_Set task_:
Give back exactly the lines from the beginning of the listing below to the line holding "import React from", both ends included; the pictures stay out.

_Collected material_:
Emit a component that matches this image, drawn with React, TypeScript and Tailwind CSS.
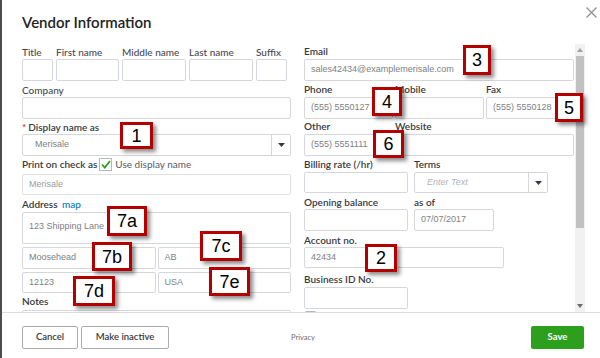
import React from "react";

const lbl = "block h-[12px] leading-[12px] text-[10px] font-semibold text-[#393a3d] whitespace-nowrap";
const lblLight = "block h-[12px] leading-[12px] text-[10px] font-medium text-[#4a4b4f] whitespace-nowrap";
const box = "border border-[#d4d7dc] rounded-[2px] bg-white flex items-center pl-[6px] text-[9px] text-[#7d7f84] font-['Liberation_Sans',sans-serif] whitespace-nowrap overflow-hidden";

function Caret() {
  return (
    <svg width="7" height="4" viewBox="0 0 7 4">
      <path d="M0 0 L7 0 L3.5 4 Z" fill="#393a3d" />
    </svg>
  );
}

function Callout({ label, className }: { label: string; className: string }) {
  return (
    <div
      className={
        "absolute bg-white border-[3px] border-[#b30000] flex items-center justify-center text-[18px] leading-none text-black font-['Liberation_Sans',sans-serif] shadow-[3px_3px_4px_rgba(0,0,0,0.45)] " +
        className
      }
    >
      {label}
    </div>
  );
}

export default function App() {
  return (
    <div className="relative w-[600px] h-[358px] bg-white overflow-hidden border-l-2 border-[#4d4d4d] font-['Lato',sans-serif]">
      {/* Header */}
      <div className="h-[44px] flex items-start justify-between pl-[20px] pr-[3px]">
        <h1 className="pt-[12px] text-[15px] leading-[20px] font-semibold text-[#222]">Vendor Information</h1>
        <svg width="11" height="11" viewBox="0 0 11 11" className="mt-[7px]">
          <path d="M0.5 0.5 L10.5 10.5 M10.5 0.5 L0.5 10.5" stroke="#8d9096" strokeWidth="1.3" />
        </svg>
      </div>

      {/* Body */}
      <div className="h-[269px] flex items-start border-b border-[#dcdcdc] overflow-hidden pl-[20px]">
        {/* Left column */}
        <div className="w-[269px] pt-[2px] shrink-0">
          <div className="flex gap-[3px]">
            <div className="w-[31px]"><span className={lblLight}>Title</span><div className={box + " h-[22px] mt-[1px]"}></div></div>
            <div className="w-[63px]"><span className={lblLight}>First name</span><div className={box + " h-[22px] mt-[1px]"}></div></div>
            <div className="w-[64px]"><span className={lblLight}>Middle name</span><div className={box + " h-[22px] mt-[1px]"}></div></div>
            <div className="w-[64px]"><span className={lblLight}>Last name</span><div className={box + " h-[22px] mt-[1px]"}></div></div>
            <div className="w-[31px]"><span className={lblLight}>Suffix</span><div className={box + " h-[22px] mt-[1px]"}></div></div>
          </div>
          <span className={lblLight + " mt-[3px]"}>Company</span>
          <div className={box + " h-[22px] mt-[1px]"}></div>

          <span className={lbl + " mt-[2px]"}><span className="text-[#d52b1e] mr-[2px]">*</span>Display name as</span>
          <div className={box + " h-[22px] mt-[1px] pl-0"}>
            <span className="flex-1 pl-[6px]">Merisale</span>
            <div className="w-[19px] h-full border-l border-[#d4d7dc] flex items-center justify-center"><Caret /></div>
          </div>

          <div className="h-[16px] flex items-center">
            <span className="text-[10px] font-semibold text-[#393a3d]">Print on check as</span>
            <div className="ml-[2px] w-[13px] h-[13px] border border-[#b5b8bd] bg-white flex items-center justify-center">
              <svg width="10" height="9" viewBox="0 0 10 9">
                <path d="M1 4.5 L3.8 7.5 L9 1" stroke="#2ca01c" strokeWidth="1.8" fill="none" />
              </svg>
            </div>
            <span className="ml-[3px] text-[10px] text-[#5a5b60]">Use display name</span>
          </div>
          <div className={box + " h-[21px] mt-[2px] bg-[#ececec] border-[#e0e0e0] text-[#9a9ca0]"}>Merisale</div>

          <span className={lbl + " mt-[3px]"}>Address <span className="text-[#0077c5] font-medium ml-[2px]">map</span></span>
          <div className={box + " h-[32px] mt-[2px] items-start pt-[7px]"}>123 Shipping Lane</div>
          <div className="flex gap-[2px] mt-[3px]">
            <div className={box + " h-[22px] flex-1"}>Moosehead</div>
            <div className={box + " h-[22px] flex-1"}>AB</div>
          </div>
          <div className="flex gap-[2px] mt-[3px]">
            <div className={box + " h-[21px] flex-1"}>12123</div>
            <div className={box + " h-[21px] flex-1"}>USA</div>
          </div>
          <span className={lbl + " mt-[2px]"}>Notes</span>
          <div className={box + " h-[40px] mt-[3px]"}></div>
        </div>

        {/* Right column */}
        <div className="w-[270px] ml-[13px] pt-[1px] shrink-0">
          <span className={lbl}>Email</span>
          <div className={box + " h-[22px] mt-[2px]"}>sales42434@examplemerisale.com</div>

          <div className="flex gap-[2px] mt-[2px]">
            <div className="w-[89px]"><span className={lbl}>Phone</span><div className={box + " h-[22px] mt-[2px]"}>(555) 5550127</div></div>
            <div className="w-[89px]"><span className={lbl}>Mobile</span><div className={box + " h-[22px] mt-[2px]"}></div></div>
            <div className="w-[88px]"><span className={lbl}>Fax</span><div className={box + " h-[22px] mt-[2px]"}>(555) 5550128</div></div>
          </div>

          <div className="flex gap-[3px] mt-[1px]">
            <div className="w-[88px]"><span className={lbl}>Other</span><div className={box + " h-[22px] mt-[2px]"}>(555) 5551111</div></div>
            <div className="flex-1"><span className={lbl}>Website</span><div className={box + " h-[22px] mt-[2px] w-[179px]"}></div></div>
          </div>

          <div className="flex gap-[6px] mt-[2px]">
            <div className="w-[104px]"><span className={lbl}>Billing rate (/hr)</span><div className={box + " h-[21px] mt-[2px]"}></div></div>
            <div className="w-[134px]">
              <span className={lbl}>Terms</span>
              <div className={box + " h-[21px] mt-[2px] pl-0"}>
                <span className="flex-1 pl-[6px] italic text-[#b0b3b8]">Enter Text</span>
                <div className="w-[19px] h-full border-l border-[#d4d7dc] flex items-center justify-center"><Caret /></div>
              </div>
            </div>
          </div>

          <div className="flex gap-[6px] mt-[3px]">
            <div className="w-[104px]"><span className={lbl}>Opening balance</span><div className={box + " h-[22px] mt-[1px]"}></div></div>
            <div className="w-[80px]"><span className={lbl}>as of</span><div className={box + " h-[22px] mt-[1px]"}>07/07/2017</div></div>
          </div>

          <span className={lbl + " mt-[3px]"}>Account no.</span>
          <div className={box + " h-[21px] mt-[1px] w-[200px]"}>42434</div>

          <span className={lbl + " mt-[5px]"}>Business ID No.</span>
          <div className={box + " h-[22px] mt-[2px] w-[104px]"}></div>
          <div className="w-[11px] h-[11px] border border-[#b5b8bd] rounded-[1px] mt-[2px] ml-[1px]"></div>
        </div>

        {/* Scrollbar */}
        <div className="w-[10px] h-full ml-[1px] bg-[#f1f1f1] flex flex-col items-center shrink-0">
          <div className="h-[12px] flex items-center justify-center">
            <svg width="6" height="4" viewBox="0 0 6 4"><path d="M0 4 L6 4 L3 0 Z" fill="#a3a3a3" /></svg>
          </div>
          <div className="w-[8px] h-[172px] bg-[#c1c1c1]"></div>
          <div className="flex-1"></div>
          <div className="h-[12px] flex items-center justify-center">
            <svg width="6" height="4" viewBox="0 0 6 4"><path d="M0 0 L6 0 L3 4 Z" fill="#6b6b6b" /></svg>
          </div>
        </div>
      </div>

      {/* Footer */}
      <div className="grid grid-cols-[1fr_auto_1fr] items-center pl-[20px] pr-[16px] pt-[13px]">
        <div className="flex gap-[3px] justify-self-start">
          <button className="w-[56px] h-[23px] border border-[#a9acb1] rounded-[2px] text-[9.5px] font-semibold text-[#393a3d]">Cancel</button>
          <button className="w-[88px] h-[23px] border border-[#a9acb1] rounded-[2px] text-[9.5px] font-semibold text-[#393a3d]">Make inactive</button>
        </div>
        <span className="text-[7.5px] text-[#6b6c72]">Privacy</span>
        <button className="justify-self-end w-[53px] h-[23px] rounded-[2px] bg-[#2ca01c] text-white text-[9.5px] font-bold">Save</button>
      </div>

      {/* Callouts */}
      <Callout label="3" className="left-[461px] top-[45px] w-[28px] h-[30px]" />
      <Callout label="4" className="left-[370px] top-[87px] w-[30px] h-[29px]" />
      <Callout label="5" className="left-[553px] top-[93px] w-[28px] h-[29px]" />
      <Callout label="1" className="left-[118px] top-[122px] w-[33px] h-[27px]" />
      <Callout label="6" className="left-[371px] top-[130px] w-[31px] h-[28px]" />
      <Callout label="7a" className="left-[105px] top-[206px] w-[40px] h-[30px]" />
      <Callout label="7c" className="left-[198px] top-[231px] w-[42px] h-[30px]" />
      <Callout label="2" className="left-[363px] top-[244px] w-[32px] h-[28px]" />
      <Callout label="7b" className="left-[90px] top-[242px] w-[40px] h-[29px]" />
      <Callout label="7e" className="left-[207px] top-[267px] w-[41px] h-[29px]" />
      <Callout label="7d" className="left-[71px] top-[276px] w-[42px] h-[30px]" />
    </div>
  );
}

_Task result_:
Emit a component that matches this image, drawn with React, TypeScript and Tailwind CSS.
import React from "react";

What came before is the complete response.